Fig. 1 shows a principle drawing of a digital signal processing structure for implementing a method of processing a stereo input audio signal for generating a stereo output audio signal of a specific reverberation according to an exemplary embodiment of the invention;

Fig. 2 shows a principle drawing of a digital signal processing structure for implementing a method of processing a mono input audio signal for generating a stereo output audio signal of a specific reverberation according to an exemplary embodiment of the invention;

Fig. 3 shows abstract models of the digital signal processing structures of Fig. 1 (see box II) and Fig. 2 (see box III);

Fig. 4 shows a UPOLS-stereo system according to an exemplary embodiment; and

Fig. 5 shows a UPOLS-mono system according to an exemplary embodiment.

[0052] Fig.1 shows a principle drawing of a digital signal processing structure 100 for implementing a method of processing a stereo input audio signal for generating a stereo output audio signal of a specific reverberation according to an exemplary embodiment of the invention.

[0053] The method enables generating a stereo output audio signal having a specific reverberation, i.e. specific reverberation characteristics, such as the specific reverberation characteristics of a specific acoustic environment, e.g. a specific room of a specific building, by processing of an input audio signal.

[0054] The basic steps of the method of processing an input audio signal for generating a stereo output audio signal of a specific reverberation will be specified in the following:
According to a first step of the method, an input audio signal is provided. The input audio signal is a mono input audio signal ("mono signal") or a stereo input audio signal ("stereo signal").

[0055] The first step of the method can be implemented by a hardware- and/or software-embodied input audio signal providing unit which is configured to provide an input audio signal that is mono or stereo.

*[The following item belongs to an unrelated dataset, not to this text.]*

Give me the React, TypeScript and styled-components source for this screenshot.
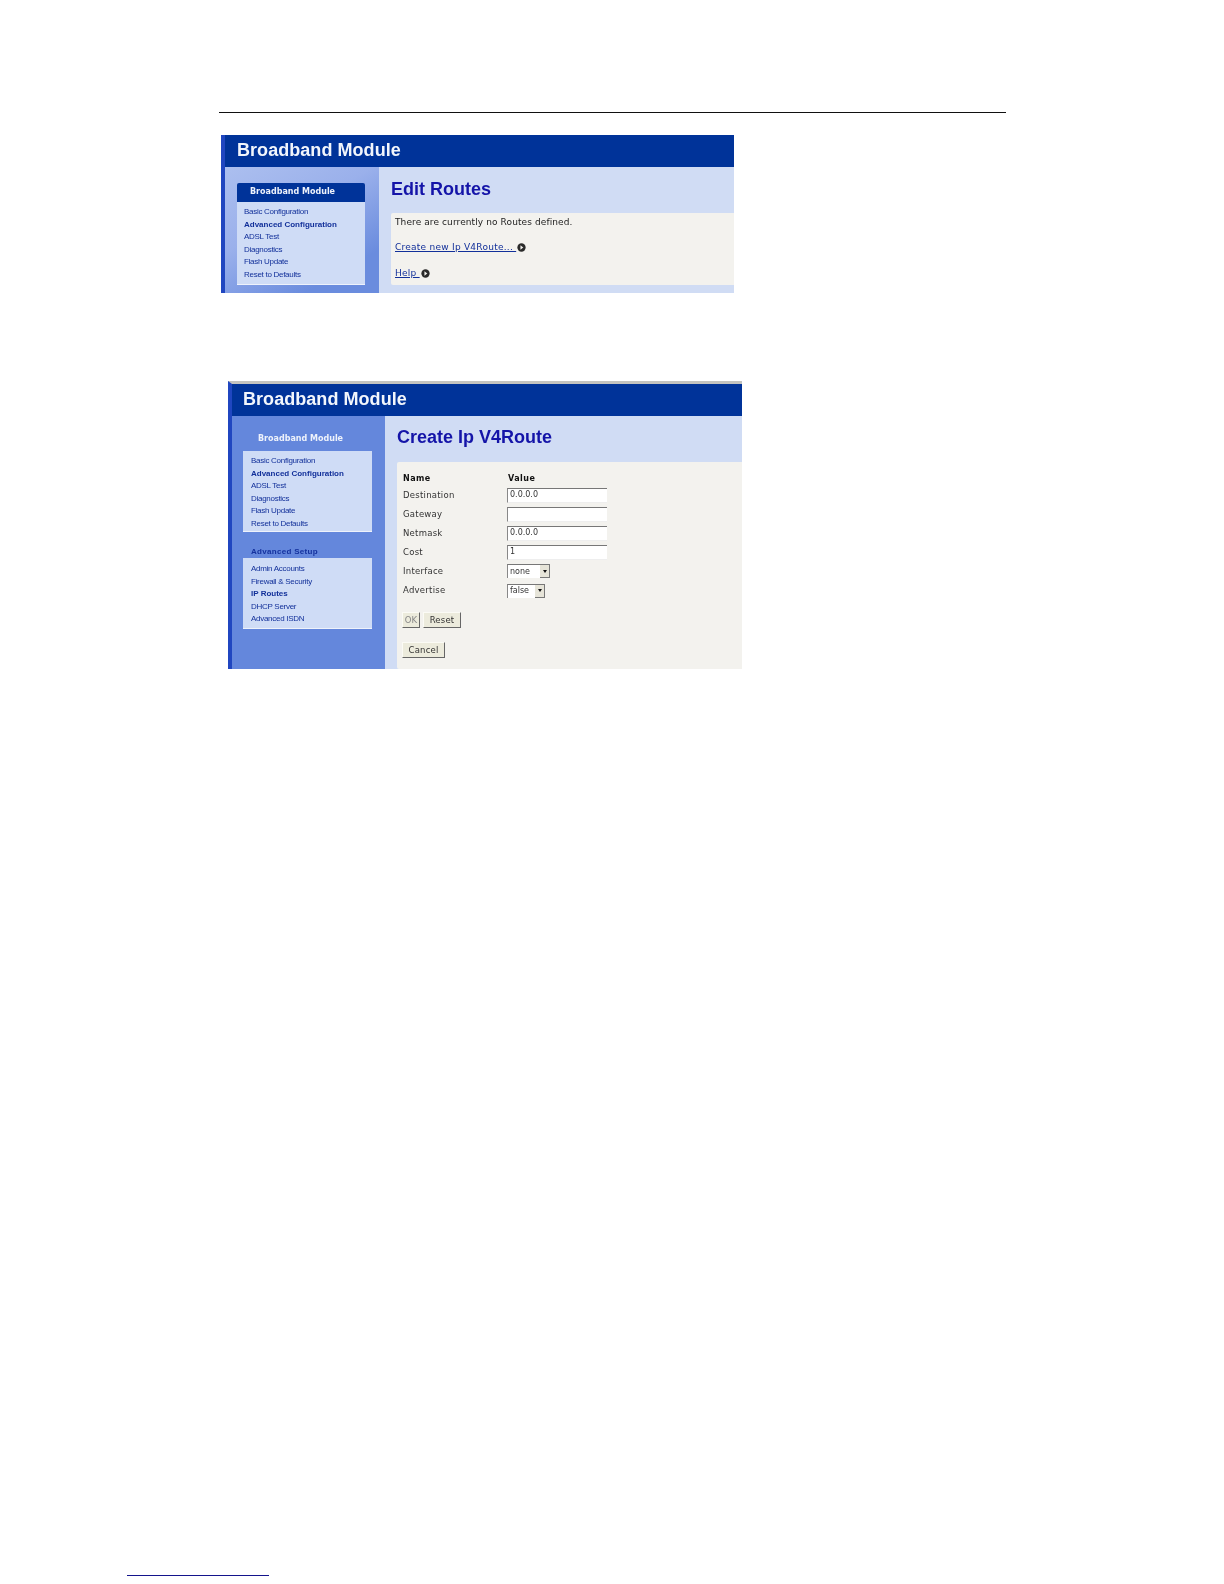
import React from "react";
import styled, { createGlobalStyle } from "styled-components";

const Global = createGlobalStyle`
  html, body { margin: 0; padding: 0; background: #fff; }
  body { font-family: "DejaVu Sans", sans-serif; }
`;

const Page = styled.div`
  width: 1224px;
  height: 1584px;
  box-sizing: border-box;
  padding-top: 112px;
  display: flex;
  flex-direction: column;
  overflow: hidden;
`;
const Rule = styled.hr`
  margin: 0 0 0 219px;
  width: 787px;
  height: 1px;
  border: 0;
  background: #111;
  flex: none;
`;
const Shot = styled.section<{ $left: number; $top: number; $width: number; $height: number; $gray?: boolean }>`
  margin: ${p => p.$top}px 0 0 ${p => p.$left}px;
  width: ${p => p.$width}px;
  height: ${p => p.$height}px;
  flex: none;
  box-sizing: border-box;
  border-left: 4px solid #2046c0;
  border-top: ${p => (p.$gray ? "3px solid #c4c4c0" : "0")};
  display: flex;
  flex-direction: column;
  filter: blur(0.3px);
`;
const Banner = styled.header<{ $pad: number }>`
  height: 32px;
  flex: none;
  box-sizing: border-box;
  background: #003399;
  color: #f2f6fc;
  font: bold 18px/1 "Liberation Sans", sans-serif;
  letter-spacing: 0.05px;
  padding: 0 0 2px ${p => p.$pad}px;
  display: flex;
  align-items: center;
`;
const Body = styled.div`
  flex: 1;
  display: flex;
  min-height: 0;
`;
const Side = styled.aside<{ $w: number; $soft?: boolean }>`
  width: ${p => p.$w}px;
  flex: none;
  box-sizing: border-box;
  background: ${p => (p.$soft ? "linear-gradient(150deg, #acbfef 0%, #9ab0eb 40%, #6a8cde 80%)" : "#6487dc")};
`;
const Nav = styled.div<{ $left: number; $top: number; $w: number }>`
  margin: ${p => p.$top}px 0 0 ${p => p.$left}px;
  width: ${p => p.$w}px;
`;
const NavHead = styled.div<{ $filled?: boolean; $h: number; $gap?: number; $pad: number }>`
  height: ${p => p.$h}px;
  margin-bottom: ${p => p.$gap ?? 0}px;
  background: ${p => (p.$filled ? "#003399" : "transparent")};
  color: #eef2fb;
  font: bold 8px/1 "DejaVu Sans", sans-serif;
  display: flex;
  align-items: center;
  padding: 0 0 1px ${p => p.$pad}px;
  box-sizing: border-box;
  border-radius: 2px 2px 0 0;
`;
const SetupHead = styled.div`
  height: 26px;
  padding: 14px 0 0 8px;
  box-sizing: border-box;
  color: #15329e;
  font: bold 8px/12px "Liberation Sans", sans-serif;
  letter-spacing: 0.3px;
`;
const NavList = styled.ul<{ $h: number; $top: number; $left: number }>`
  margin: 0;
  height: ${p => p.$h}px;
  padding: ${p => p.$top}px 0 0 ${p => p.$left}px;
  box-sizing: border-box;
  list-style: none;
  background: #cfdcf6;
  border-bottom: 1px solid #eef2fb;
`;
const NavItem = styled.li<{ $bold?: boolean }>`
  height: 12.6px;
  font: ${p => (p.$bold ? "bold" : "normal")} 8px/12.6px "Liberation Sans", sans-serif;
  letter-spacing: ${p => (p.$bold ? "0" : "-0.28px")};
  color: #12309a;
  white-space: nowrap;
`;
const Main = styled.main`
  flex: 1;
  min-width: 0;
  background: #d0dcf4;
  display: flex;
  flex-direction: column;
`;
const Title = styled.h1<{ $top: number; $h: number }>`
  margin: ${p => p.$top}px 0 0 12px;
  height: ${p => p.$h}px;
  font: bold 18px/1 "Liberation Sans", sans-serif;
  color: #1414a8;
`;
const Box = styled.div<{ $h: number }>`
  margin-left: 12px;
  height: ${p => p.$h}px;
  box-sizing: border-box;
  background: #f3f2ee;
  border-radius: 2px 0 0 2px;
  font: 8.5px/1 "DejaVu Sans", sans-serif;
  color: #222;
`;
const Message = styled.p`
  margin: 0;
  padding: 5px 0 0 4px;
  height: 30px;
  box-sizing: border-box;
  font-size: 9px;
  letter-spacing: 0.1px;
`;
const LinkRow = styled.div`
  height: 26px;
  padding-left: 4px;
  display: flex;
  align-items: flex-start;
  gap: 1px;
`;
const TextLink = styled.a`
  color: #12309a;
  font-size: 9px;
  text-decoration: underline;
  letter-spacing: 0.25px;
  white-space: pre;
`;
const Table = styled.div`
  padding: 10px 0 0 6px;
  display: grid;
  grid-template-columns: 104px 1fr;
  grid-template-rows: 13.5px repeat(6, 19.1px);
  align-items: center;
`;
const ColHead = styled.div`
  font-weight: bold;
  font-size: 8px;
  letter-spacing: 0.45px;
  color: #111;
`;
const ValueHead = styled(ColHead)`
  padding-left: 1px;
`;
const Label = styled.div`
  letter-spacing: 0.25px;
  color: #333;
`;
const Field = styled.div`
  width: 100px;
  height: 15px;
  box-sizing: border-box;
  background: #fff;
  border-top: 1px solid #777;
  border-left: 1px solid #888;
  border-bottom: 1px solid #eee;
  padding: 2px 0 0 2px;
  font: 8px/1 "DejaVu Sans", sans-serif;
  color: #333;
`;
const Select = styled.div<{ $w: number }>`
  width: ${p => p.$w}px;
  height: 14px;
  box-sizing: border-box;
  background: #fff;
  border-top: 1px solid #777;
  border-left: 1px solid #888;
  display: flex;
  justify-content: space-between;
  align-items: center;
  padding-left: 2px;
  font: 8px/1 "DejaVu Sans", sans-serif;
  color: #333;
`;
const Arrow = styled.span`
  width: 10px;
  height: 13px;
  box-sizing: border-box;
  background: #e6e4d8;
  border-right: 1px solid #777;
  border-bottom: 1px solid #777;
  display: flex;
  align-items: center;
  justify-content: center;
  &::after {
    content: "";
    border-top: 3px solid #111;
    border-left: 2.5px solid transparent;
    border-right: 2.5px solid transparent;
  }
`;
const Buttons = styled.div<{ $top: number }>`
  margin: ${p => p.$top}px 0 0 5px;
  display: flex;
  gap: 3px;
`;
const Btn = styled.button<{ $w: number; $off?: boolean }>`
  width: ${p => p.$w}px;
  height: 16px;
  padding: 0;
  box-sizing: border-box;
  background: #ecebdc;
  border: 0;
  border-right: 1px solid #666;
  border-bottom: 1px solid #666;
  border-top: 1px solid #fbfbf5;
  border-left: 1px solid #fbfbf5;
  font: 8.5px/1 "DejaVu Sans", sans-serif;
  letter-spacing: 0.2px;
  color: ${p => (p.$off ? "#888" : "#333")};
`;
const Foot = styled.div`
  margin: auto 0 8px 127px;
  width: 142px;
  height: 1px;
  flex: none;
  background: #14148c;
`;

const Go = () => (
  <svg width="9" height="9" viewBox="0 0 10 10">
    <circle cx="5" cy="5" r="4.6" fill="#2a2a2a" />
    <path d="M3.8 2.6 7 5 3.8 7.4Z" fill="#f3f2ee" />
  </svg>
);

const main = ["Basic Configuration", "Advanced Configuration", "ADSL Test", "Diagnostics", "Flash Update", "Reset to Defaults"];
const setup = ["Admin Accounts", "Firewall & Security", "IP Routes", "DHCP Server", "Advanced ISDN"];
const Items = ({ list, bold }: { list: string[]; bold: string }) => (
  <>
    {list.map(t => (
      <NavItem key={t} $bold={t === bold}>{t}</NavItem>
    ))}
  </>
);

export default function App() {
  return (
    <Page>
      <Global />
      <Rule />
      <Shot $left={221} $top={22} $width={513} $height={158}>
        <Banner $pad={12}>Broadband Module</Banner>
        <Body>
          <Side $w={154} $soft>
            <Nav $left={12} $top={16} $w={128}>
              <NavHead $filled $h={19} $pad={13}>Broadband Module</NavHead>
              <NavList $h={83} $top={4} $left={7}>
                <Items list={main} bold="Advanced Configuration" />
              </NavList>
            </Nav>
          </Side>
          <Main>
            <Title $top={13} $h={33}>Edit Routes</Title>
            <Box $h={72}>
              <Message>There are currently no Routes defined.</Message>
              <LinkRow><TextLink>Create new Ip V4Route... </TextLink><Go /></LinkRow>
              <LinkRow><TextLink>Help </TextLink><Go /></LinkRow>
            </Box>
          </Main>
        </Body>
      </Shot>
      <Shot $left={228} $top={88} $width={514} $height={288} $gray>
        <Banner $pad={11}>Broadband Module</Banner>
        <Body>
          <Side $w={153}>
            <Nav $left={11} $top={15} $w={129}>
              <NavHead $h={17} $gap={3} $pad={15}>Broadband Module</NavHead>
              <NavList $h={81} $top={4} $left={8}>
                <Items list={main} bold="Advanced Configuration" />
              </NavList>
              <SetupHead>Advanced Setup</SetupHead>
              <NavList $h={71} $top={5} $left={8}>
                <Items list={setup} bold="IP Routes" />
              </NavList>
            </Nav>
          </Side>
          <Main>
            <Title $top={12} $h={34}>Create Ip V4Route</Title>
            <Box $h={207}>
              <Table>
                <ColHead>Name</ColHead><ValueHead>Value</ValueHead>
                <Label>Destination</Label><Field>0.0.0.0</Field>
                <Label>Gateway</Label><Field />
                <Label>Netmask</Label><Field>0.0.0.0</Field>
                <Label>Cost</Label><Field>1</Field>
                <Label>Interface</Label><Select $w={43}>none<Arrow /></Select>
                <Label>Advertise</Label><Select $w={38}>false<Arrow /></Select>
              </Table>
              <Buttons $top={12}><Btn $w={18} $off>OK</Btn><Btn $w={38}>Reset</Btn></Buttons>
              <Buttons $top={14}><Btn $w={43}>Cancel</Btn></Buttons>
            </Box>
          </Main>
        </Body>
      </Shot>
      <Foot />
    </Page>
  );
}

An input audio signal can be a music- and/or speech-signal, i.e. a signal comprising music- and/or speech-content.

[0056] According to a second step of the method, pre-recorded stereo data of a Room-Impulse-Response ("RIR") of a specific acoustic environment, such as a specific building or venue, are provided. The pre-recorded RIR data, respectively comprise a defined number of RIR samples, i.e. left channel samples and right channel samples. Typically, the pre-recorded RIR data are or comprise stereo data. Particularly, the RIR data comprise an equal number of left channel samples and right channel samples. The RIR data can be obtained through known methods for recording the RIR of acoustic environments. The actual recording of a respective acoustic environment is typically, not a step of the method.

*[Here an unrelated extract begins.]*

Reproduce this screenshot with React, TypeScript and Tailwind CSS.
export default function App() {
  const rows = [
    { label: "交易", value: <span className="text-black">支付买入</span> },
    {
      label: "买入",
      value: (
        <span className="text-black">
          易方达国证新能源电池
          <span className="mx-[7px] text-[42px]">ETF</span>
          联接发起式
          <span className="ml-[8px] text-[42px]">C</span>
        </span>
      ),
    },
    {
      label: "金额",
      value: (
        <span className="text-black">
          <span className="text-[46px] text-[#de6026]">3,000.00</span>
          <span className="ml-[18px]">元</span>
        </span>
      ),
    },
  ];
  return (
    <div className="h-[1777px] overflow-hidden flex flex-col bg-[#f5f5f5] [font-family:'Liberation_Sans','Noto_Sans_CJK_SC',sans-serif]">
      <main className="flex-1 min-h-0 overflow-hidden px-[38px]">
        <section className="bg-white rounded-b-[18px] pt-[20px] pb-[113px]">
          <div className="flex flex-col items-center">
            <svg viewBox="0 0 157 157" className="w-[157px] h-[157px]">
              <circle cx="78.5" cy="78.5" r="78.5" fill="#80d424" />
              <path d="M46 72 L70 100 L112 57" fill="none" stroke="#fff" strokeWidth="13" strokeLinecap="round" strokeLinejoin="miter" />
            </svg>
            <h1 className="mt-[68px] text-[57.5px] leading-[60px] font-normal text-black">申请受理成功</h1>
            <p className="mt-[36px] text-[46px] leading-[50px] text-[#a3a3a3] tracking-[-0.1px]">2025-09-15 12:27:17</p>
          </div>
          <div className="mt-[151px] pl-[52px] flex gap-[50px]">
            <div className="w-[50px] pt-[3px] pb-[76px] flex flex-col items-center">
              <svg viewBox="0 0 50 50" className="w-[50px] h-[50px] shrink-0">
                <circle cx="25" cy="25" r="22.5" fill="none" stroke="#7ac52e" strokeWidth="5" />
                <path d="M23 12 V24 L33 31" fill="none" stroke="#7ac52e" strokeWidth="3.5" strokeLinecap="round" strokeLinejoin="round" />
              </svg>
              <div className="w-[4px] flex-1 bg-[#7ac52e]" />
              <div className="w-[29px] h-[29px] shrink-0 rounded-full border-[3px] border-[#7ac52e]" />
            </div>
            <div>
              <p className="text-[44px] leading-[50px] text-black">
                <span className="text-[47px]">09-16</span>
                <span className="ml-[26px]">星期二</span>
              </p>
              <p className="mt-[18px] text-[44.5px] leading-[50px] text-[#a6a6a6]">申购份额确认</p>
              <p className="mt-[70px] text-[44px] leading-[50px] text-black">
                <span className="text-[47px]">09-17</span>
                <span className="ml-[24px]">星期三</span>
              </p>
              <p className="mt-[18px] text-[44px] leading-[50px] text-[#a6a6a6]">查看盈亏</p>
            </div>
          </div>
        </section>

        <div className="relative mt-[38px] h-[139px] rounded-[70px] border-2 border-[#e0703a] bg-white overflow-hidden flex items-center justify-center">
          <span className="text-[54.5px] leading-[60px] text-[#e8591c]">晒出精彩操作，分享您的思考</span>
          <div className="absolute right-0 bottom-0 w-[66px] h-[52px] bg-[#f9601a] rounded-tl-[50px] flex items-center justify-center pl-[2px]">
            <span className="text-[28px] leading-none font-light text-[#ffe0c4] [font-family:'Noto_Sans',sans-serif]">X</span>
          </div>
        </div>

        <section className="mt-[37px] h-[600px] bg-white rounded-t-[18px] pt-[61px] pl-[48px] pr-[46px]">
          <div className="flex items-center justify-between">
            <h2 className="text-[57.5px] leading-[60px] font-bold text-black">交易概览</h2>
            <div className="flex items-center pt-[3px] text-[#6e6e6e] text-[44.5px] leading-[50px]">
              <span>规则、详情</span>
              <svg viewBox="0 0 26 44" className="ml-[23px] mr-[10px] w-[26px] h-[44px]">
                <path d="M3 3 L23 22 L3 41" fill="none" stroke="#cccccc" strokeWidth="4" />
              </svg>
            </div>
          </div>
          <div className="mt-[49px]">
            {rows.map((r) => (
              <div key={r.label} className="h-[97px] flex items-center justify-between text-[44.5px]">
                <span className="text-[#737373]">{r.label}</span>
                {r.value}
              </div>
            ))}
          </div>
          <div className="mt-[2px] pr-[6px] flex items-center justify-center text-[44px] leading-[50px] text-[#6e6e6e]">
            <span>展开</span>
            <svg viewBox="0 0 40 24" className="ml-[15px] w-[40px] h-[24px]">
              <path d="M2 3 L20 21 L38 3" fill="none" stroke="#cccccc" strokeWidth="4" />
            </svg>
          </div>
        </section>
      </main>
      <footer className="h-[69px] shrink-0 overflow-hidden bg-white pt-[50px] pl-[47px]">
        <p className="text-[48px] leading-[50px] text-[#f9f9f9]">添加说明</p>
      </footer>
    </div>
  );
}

[0057] The second step of the method can be implemented by a hardware- and/or software-embodied RIR data providing unit which is configured to provide pre-recorded RIR data of a specific acoustic environment.

[0058] According to a third step of the method, a first number of RIR samples representing a stereo part of the RIR represented by the RIR data and a second number of RIR samples representing a mono part of the RIR represented by the RIR data is determined. Thereby, the stereo part of the RIR comprises a number of left channel samples for the left output channel and an equal number of right channel samples for the right output channel. The mono part of the RIR represented by the RIR data comprises a number of RIR samples to be used for both the left and the right output channel. The third step of the method thus, comprises the determination of a stereo part of the RIR which is or can be represented by a first number of RIR samples and a mono part of the RIR which is or can be represented by a second number of RIR samples. The stereo part of the RIR is the first part of the RIR and is followed by the mono part of the RIR which is the second part of the RIR. The duration of the stereo part and of the mono part of the RIR typically, add up to the total duration of the RIR.

[0059] The third step of the method can be implemented by a hardware- and/or software-embodied determining unit which is configured to determine a first number of RIR samples representing a stereo part of the RIR and a second number of RIR samples representing a mono part of the RIR, whereby the stereo part of the RIR comprises a number of left channel RIR samples for the left output channel and an equal number of right channel RIR samples for the right output channel. The mono part of the RIR comprises a number of RIR samples for both the left and the right output channel.

[0060] According to a fourth step of the method, the samples of the RIR are subdivided into a first group of RIR samples representing the stereo part of the RIR and into a second group of RIR samples representing the mono part of the RIR. Hence, the first group of RIR samples typically comprises the first number of RIR samples representing the stereo part of the RIR and the second group of RIR samples typically comprises the second number of RIR samples representing the mono part of the RIR. The first group of RIR samples typically, represents a (distinct) early reflection part of the RIR ("ERP") and the second group of RIR samples typically, represents a (distinct) late reflection part of the RIR ("LRP"). The first group of RIR samples can comprise a period ranging between 1 ms and 150 ms, particularly between 10 ms and 100 ms, of the (initial) duration of the RIR. The second group of RIR samples comprises the remaining duration of the RIR.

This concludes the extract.